In Defendant's supplemental brief requesting relief from his stipulation, Defendant argues that he did not realize that the stipulation was "any more than a part of the settlement process and believed, if the settlement failed, so did the stipulation." See Brief of Richard D. Lee In Support of Why He Should be Relieved From the Stipulation as to the Tax Liability, Exh. B. The Defendant's request for relief from his stipulation is DENIED. Defendant has not provided good cause to be relieved from his stipulation. Courts analogize stipulations to contracts. The Defendant's argument amounts to alleged unilateral mistake of law — which cannot excuse performance of a contract. See Civil Code § 1578; Hedging Concepts Inc. v. First Alliance Mortgage Co., 41 Cal.App.4th 1410, 49 Cal.Rptr.2d 191 (1996) (citations omitted). At best, this is an alleged mistake of fact. Under California contract law, a unilateral mistake of fact is not a basis to rescind a contract unless the other party had reason to know of the mistake or caused the mistake or unless the effect of the mistake is such that enforcement of the contract would be unconscionable. See Donovan v. RRL Corp., 26 Cal.4th 261, 280-82, 109 Cal.Rptr.2d 807, 27 P.3d 702 (2001). No such showing has been made here. Nor has Defendant demonstrated that he must be relieved from his stipulation in order to prevent manifest injustice. See e.g., Morrison v. Zangpo, 2008 WL 4449585 (N.D. Cal. 2008). The mistake committed by Defendant here does not provide a sufficient ground for relief.

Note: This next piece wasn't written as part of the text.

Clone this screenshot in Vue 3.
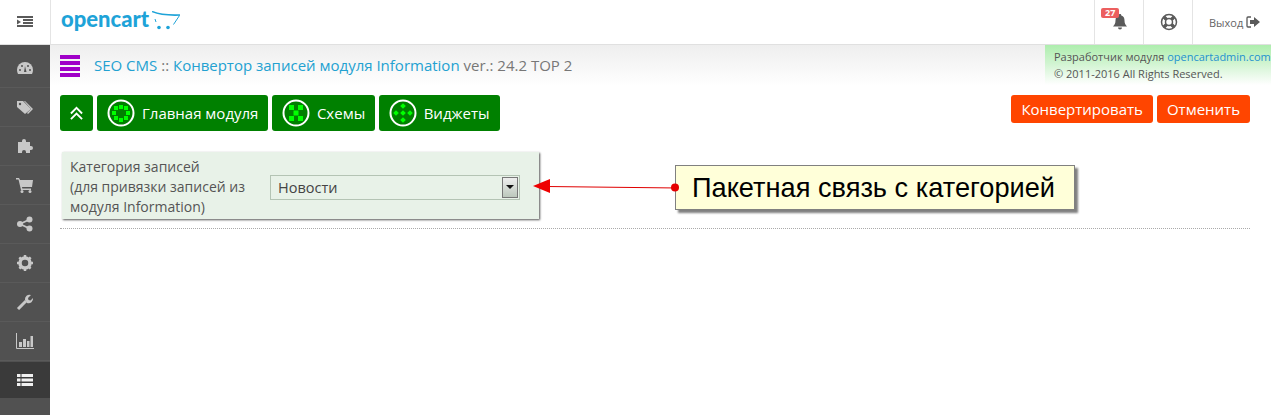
<template>
  <div class="page">
    <header class="topbar">
      <div class="toggle">
        <svg width="16" height="14" viewBox="0 0 16 14" fill="#5a5a5a">
          <rect y="1" width="16" height="2" />
          <rect x="6" y="4" width="10" height="2" />
          <rect x="6" y="7" width="10" height="2" />
          <rect y="10" width="16" height="2" />
          <path d="M0 4.500l4 2.500-4 2.500z" />
        </svg>
      </div>
      <div class="logo">
        <span class="logo-text">opencart</span>
        <svg class="logo-cart" width="29" height="19" viewBox="0 0 29 19" fill="none">
          <path d="M0 .5c7 3 15 4 28 3.500" stroke="#1ea3d8" stroke-width="1.600" />
          <path d="M27.500 4.500l-6 9" stroke="#1ea3d8" stroke-width="1" />
          <path d="M3 8l1 3" stroke="#1ea3d8" stroke-width="1" />
          <circle cx="7" cy="16.500" r="1.800" fill="#1ea3d8" />
          <circle cx="16" cy="16.500" r="1.800" fill="#1ea3d8" />
        </svg>
      </div>
      <div class="top-actions">
        <div class="top-action">
          <span class="badge">27</span>
          <svg width="16" height="16" viewBox="0 0 16 16" fill="#5a5a5a">
            <path d="M8 0c1 0 1.300.7 1.300 1.400C11.600 2 12.500 4 12.500 6.500c0 3 1 4.500 2.500 6H1c1.500-1.500 2.500-3 2.500-6C3.500 4 4.400 2 6.700 1.400 6.700.7 7 0 8 0zM6 13.500h4a2 2 0 0 1-4 0z" />
          </svg>
        </div>
        <div class="top-action">
          <svg width="18" height="18" viewBox="0 0 18 18" fill="none">
            <circle cx="9" cy="9" r="7.500" stroke="#5a5a5a" stroke-width="1.500" />
            <circle cx="9" cy="9" r="3.500" stroke="#5a5a5a" stroke-width="1.500" />
            <path d="M4 4l2.500 2.500M14 4l-2.500 2.500M4 14l2.500-2.500M14 14l-2.500-2.500" stroke="#5a5a5a" stroke-width="3.500" />
          </svg>
        </div>
        <div class="top-action logout">
          <span>Выход</span>
          <svg width="14" height="12" viewBox="0 0 14 12" fill="#5a5a5a">
            <path d="M5 1H2a1 1 0 0 0-1 1v8a1 1 0 0 0 1 1h3" fill="none" stroke="#5a5a5a" stroke-width="1.300" />
            <path d="M4 4h4V1l6 5-6 5V8H4z" />
          </svg>
        </div>
      </div>
    </header>

    <div class="body">
      <nav class="sidebar">
        <div v-for="item in menu" :key="item.name" class="nav-item" :class="{ active: item.active }">
          <svg width="18" height="16" viewBox="0 0 18 16" v-html="item.svg"></svg>
        </div>
      </nav>

      <main class="content">
        <div class="title-row">
          <div class="burger">
            <span></span><span></span><span></span><span></span>
          </div>
          <h1 class="title">
            <a>SEO CMS</a> :: <a>Конвертор записей модуля Information</a> ver.: 24.2 TOP 2
          </h1>
          <div class="credit">
            <div>Разработчик модуля <a>opencartadmin.com</a></div>
            <div>© 2011-2016 All Rights Reserved.</div>
          </div>
        </div>

        <div class="toolbar">
          <div class="tabs">
            <button class="tab tab-up" type="button">
              <svg width="14" height="15" viewBox="0 0 14 15" fill="none" stroke="#fff" stroke-width="2">
                <path d="M1 7.500l6-6 6 6M1 13.500l6-6 6 6" />
              </svg>
            </button>
            <button v-for="tab in tabs" :key="tab.label" class="tab" type="button">
              <svg width="28" height="28" viewBox="0 0 28 28">
                <circle cx="14" cy="14" r="12.500" fill="none" stroke="#fff" stroke-width="2" />
                <rect
                  v-for="(s, i) in tab.squares"
                  :key="i"
                  :x="s[0]"
                  :y="s[1]"
                  :width="tab.size"
                  :height="tab.size"
                  :transform="tab.diamond ? `rotate(45 ${s[0] + tab.size / 2} ${s[1] + tab.size / 2})` : null"
                  fill="#00ff00"
                />
              </svg>
              <span>{{ tab.label }}</span>
            </button>
          </div>
          <div class="actions">
            <button class="action" type="button">Конвертировать</button>
            <button class="action" type="button">Отменить</button>
          </div>
        </div>

        <div class="panel">
          <label class="panel-label">Категория записей<br />(для привязки записей из<br />модуля Information)</label>
          <div class="fake-select">
            <span>Новости</span>
            <i class="select-btn"></i>
          </div>
        </div>
        <div class="divider"></div>
      </main>
    </div>

    <div class="note">Пакетная связь с категорией</div>
    <svg class="pointer" width="150" height="20" viewBox="0 0 150 20">
      <path d="M14 7.500L145 9" stroke="#e00000" stroke-width="1" fill="none" />
      <path d="M0 7l17-7v14z" fill="#ee0000" />
      <circle cx="142" cy="8.500" r="4" fill="#e60000" />
    </svg>
  </div>
</template>

<script setup>
const stroke = 'fill="#c8c8c8"'
const menu = [
  { name: 'dashboard', svg: `<path ${stroke} d="M9 2a8 8 0 0 0-8 8c0 1.500.4 2.800 1 4h14c.6-1.200 1-2.500 1-4a8 8 0 0 0-8-8z"/><g fill="#515151"><circle cx="4" cy="10" r="1"/><circle cx="6" cy="6" r="1"/><circle cx="12" cy="6" r="1"/><circle cx="14" cy="10" r="1"/><path d="M8 12l1-6 1.500 6z"/></g>` },
  { name: 'tags', svg: `<path ${stroke} d="M1 2h6l8 8-6 5-8-7z"/><circle cx="4" cy="5" r="1.200" fill="#515151"/><path d="M9 2l8 8-5 5-1-1 4-4-7-8z" ${stroke}/>` },
  { name: 'puzzle', svg: `<path ${stroke} d="M2 4h4V3a2 2 0 0 1 4 0v1h4v4h1a2 2 0 0 1 0 4h-1v3h-4v-1a2 2 0 0 0-4 0v1H2z"/>` },
  { name: 'cart', svg: `<path ${stroke} d="M0 1h3l1 2h13l-1 7H6l.3 1.500H15V13H5L2.500 2.500H0z"/><circle cx="6" cy="14.500" r="1.500" ${stroke}/><circle cx="14" cy="14.500" r="1.500" ${stroke}/>` },
  { name: 'share', svg: `<circle cx="13.500" cy="3.500" r="3" ${stroke}/><circle cx="4" cy="8" r="3" ${stroke}/><circle cx="13.500" cy="12.500" r="3" ${stroke}/><path d="M13.500 3.500L4 8l9.500 4.500" stroke="#c8c8c8" stroke-width="1.800" fill="none"/>` },
  { name: 'gear', svg: `<circle cx="9" cy="8" r="5" fill="none" stroke="#c8c8c8" stroke-width="3.500"/><path d="M9 0v16M1 8h16M3.300 2.300l11.400 11.400M14.700 2.300L3.300 13.700" stroke="#c8c8c8" stroke-width="2.500" stroke-dasharray="2.500 11" fill="none"/>` },
  { name: 'wrench', svg: `<path d="M2 15L10 7" stroke="#c8c8c8" stroke-width="3" fill="none"/><path ${stroke} d="M9 6a4.500 4.500 0 0 1 6-5l-3 3 .5 2 2 .5 2.500-2.500A4.500 4.500 0 0 1 11 9z"/>` },
  { name: 'chart', svg: `<path d="M.5 0v15.500H18" stroke="#c8c8c8" fill="none"/><path d="M3 9h3v5H3zM7 6h3v8H7zM11 8h2.500v6H11zM14.500 3H17v11h-2.500z" ${stroke}/>` },
  { name: 'list', active: true, svg: `<path d="M1 2h16v3H1zM1 6.500h16v3H1zM1 11h16v3H1z" fill="#f0f0f0"/><path d="M5 2v12" stroke="#3a3a3a"/>` },
]

const tabs = [
  { label: 'Главная модуля', size: 4, squares: [[12, 6], [17, 7], [19, 12], [17, 17], [12, 19], [7, 17], [5, 12], [7, 7]] },
  { label: 'Схемы', size: 5, squares: [[7, 6], [16, 6], [11.500, 11.500], [7, 17], [16, 17]] },
  { label: 'Виджеты', size: 4, diamond: true, squares: [[12, 5], [5, 12], [12, 12], [19, 12], [12, 19]] },
]
</script>

<style>
html,
body {
  margin: 0;
  background: #fff;
  overflow: hidden;
}
</style>

<style scoped>
.page {
  position: relative;
  width: 1271px;
  height: 415px;
  overflow: hidden;
  font-family: 'Open Sans', sans-serif;
  color: #666;
}

.topbar {
  display: flex;
  height: 44px;
  border-bottom: 1px solid #e0e0e0;
  box-sizing: content-box;
}

.toggle {
  display: flex;
  align-items: center;
  justify-content: center;
  width: 51px;
  border-right: 1px solid #e4e4e4;
  box-sizing: border-box;
}

.logo {
  display: flex;
  align-items: flex-start;
  padding: 6px 0 0 10px;
}

.logo-text {
  font-family: Lato, sans-serif;
  font-weight: 900;
  font-size: 22px;
  line-height: 26px;
  color: #1ea3d8;
}

.logo-cart {
  margin: 5px 0 0 3px;
}

.top-actions {
  display: flex;
  margin-left: auto;
}

.top-action {
  position: relative;
  display: flex;
  align-items: center;
  justify-content: center;
  gap: 3px;
  width: 49px;
  border-left: 1px solid #e4e4e4;
  box-sizing: border-box;
  padding-left: 2px;
}

.logout {
  width: 79px;
  justify-content: flex-start;
  padding-left: 16px;
  font-size: 11px;
  color: #666;
}

.badge {
  position: absolute;
  top: 8px;
  left: 6px;
  padding: 0 4px;
  border-radius: 2px;
  background: #ec5f5f;
  color: #fff;
  font-size: 9px;
  font-weight: 700;
  line-height: 10px;
}

.body {
  display: flex;
  height: 370px;
}

.sidebar {
  width: 50px;
  flex: none;
  background: #515151;
  padding-top: 4px;
  box-sizing: border-box;
}

.nav-item {
  display: flex;
  align-items: center;
  justify-content: center;
  height: 38px;
  border-bottom: 1px solid #5a5a5a;
}

.nav-item.active {
  height: 36px;
  margin-top: 1px;
  background: #3a3a3a;
  border-bottom: 0;
}

.content {
  flex: 1;
  min-width: 0;
  padding: 0 21px 0 10px;
}

.title-row {
  position: relative;
  display: flex;
  align-items: center;
  height: 41px;
  margin: 0 -21px 0 -10px;
  padding-left: 10px;
  background: linear-gradient(#eeeeee, #fff);
}

.burger {
  display: flex;
  flex-direction: column;
  gap: 2px;
  width: 20px;
  margin-right: 14px;
}

.burger span {
  display: block;
  height: 4px;
  background: #a000c8;
}

.title {
  margin: -2px 0 0;
  font-size: 15px;
  font-weight: 400;
  color: #777;
  white-space: nowrap;
}

.title a {
  color: #23a1d1;
}

.credit {
  position: absolute;
  top: 0;
  right: 0;
  width: 226px;
  height: 40px;
  padding: 3px 0 0 9px;
  box-sizing: border-box;
  background: linear-gradient(#aeeeae, #d0f4d0 45%, #fff);
  font-size: 11px;
  line-height: 17px;
  color: #555;
  white-space: nowrap;
  overflow: hidden;
}

.credit a {
  color: #1e91cf;
}

.toolbar {
  display: flex;
  justify-content: space-between;
  align-items: flex-start;
  margin-top: 9px;
}

.tabs,
.actions {
  display: flex;
}

.tabs {
  gap: 3.500px;
}

.actions {
  gap: 4px;
}

.tab {
  display: flex;
  align-items: center;
  gap: 7px;
  height: 36px;
  padding: 0 10px;
  border: 0;
  border-radius: 3px;
  background: #008000;
  color: #fff;
  font-family: inherit;
  font-size: 15px;
}

.tab-up {
  width: 33px;
  margin-right: 0.500px;
  justify-content: center;
}

.action {
  height: 28px;
  padding: 0 10px;
  border: 0;
  border-radius: 3px;
  background: #ff4500;
  color: #fff;
  font-family: inherit;
  font-size: 15px;
}

.panel {
  display: flex;
  align-items: center;
  width: 477px;
  height: 67px;
  margin: 21px 0 0 2px;
  padding: 0 19px 0 8px;
  box-sizing: border-box;
  background: #e8f2e8;
  box-shadow: 1px 1px 2px #555;
  font-size: 14px;
  line-height: 20px;
  color: #555;
}

.panel-label {
  width: 200px;
  flex: none;
  padding-top: 2px;
  white-space: nowrap;
}

.fake-select {
  display: flex;
  align-items: center;
  justify-content: space-between;
  flex: 1;
  height: 25px;
  margin-top: 4px;
  padding: 0 1px 0 7px;
  border: 1px solid #b4c4b4;
  box-sizing: border-box;
  font-size: 14.500px;
  color: #444;
}

.select-btn {
  position: relative;
  width: 16px;
  height: 21px;
  border: 1px solid #777;
  box-sizing: border-box;
  background: linear-gradient(#eee, #bcc8bc);
}

.select-btn::after {
  content: '';
  position: absolute;
  top: 7px;
  left: 3px;
  border: 4px solid transparent;
  border-top-color: #111;
}

.divider {
  margin-top: 9px;
  border-top: 1px dotted #aaa;
}

.pointer {
  position: absolute;
  left: 533px;
  top: 179px;
}

.note {
  position: absolute;
  left: 675px;
  top: 165px;
  width: 400px;
  height: 45px;
  padding-left: 16px;
  box-sizing: border-box;
  background: #ffffd9;
  border: 1px solid #808080;
  box-shadow: 3px 3px 2px #808080;
  font-family: 'Liberation Sans', sans-serif;
  font-size: 27.200px;
  line-height: 44px;
  color: #000;
  white-space: nowrap;
}
</style>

D. Defendant's Offset or Recoupment Equitable Claim
1. Equitable Recoupment/Offset
The doctrine of equitable recoupment is a judicially created doctrine that, under certain circumstances, allows a litigant to avoid the bar of an expired statutory limitation period. United States v. Dalm, 494 U.S. 596, 605 (1990); Bull v. United States, 295 U.S. 247, 262 (1935). "The doctrine prevents an inequitable windfall to a taxpayer or to the Government that would otherwise result from the inconsistent tax treatment of a single transaction, item, or event affecting the same taxpayer or a sufficiently related taxpayer." Menard v. Commissioner, 130 T.C. 54, 62 (2008) citing Estate of Mueller v. Commissioner, 101 T.C. 551, 552 (1993) ( Mueller II). Equitable recoupment is a defense that "may be asserted by a taxpayer to reduce the Commissioner's timely claim of a deficiency, or by the Commissioner to reduce the taxpayer's timely claim for a refund." Id. (citing O'Brien v. United States, 766 F.2d 1038, 1049 (7th Cir. 1985)); Estate of Mueller v. Commissioner, supra at 552. When applied for the benefit of a taxpayer, equitable recoupment allows a taxpayer to recoup the amount of a time-barred tax overpayment by allowing the overpayment to be applied as an offset against a deficiency if certain requirements are met. Bull v. United States, 295 U.S. 247, 259-263 (1935). Equitable recoupment cannot be the "sole basis for jurisdiction." Dalm, supra at 608.
In order to establish that equitable recoupment applies, the Defendant here has the burden of proving the following elements: (1) the overpayment or deficiency for which recoupment is sought by way of offset is barred by an expired period of limitation; (2) the time-barred over-payment or deficiency arises out of the same transaction, or taxable event as the overpayment or deficiency before the court; (3) the transaction, item, or taxable event has been inconsistently subjected to two taxes; and (4) if the transaction, item, or taxable event involves two or more taxpayers, there is sufficient identity of interest between the taxpayers subject to the two taxes that the taxpayers should be treated as one. Def.'s Supp. Br. at 2-3 (citing Menard, supra at 62).
2. Application of the Law to the Facts
In an effort to defeat the United States' effort to foreclose on the tax liens in this case, Defendant argues that the amounts he owes the government should be offset by an amount owed to him based upon a contract with the United States Government, $369,119, plus interest of approximately $400,000 (7% compounded annually) for a total of $750,000.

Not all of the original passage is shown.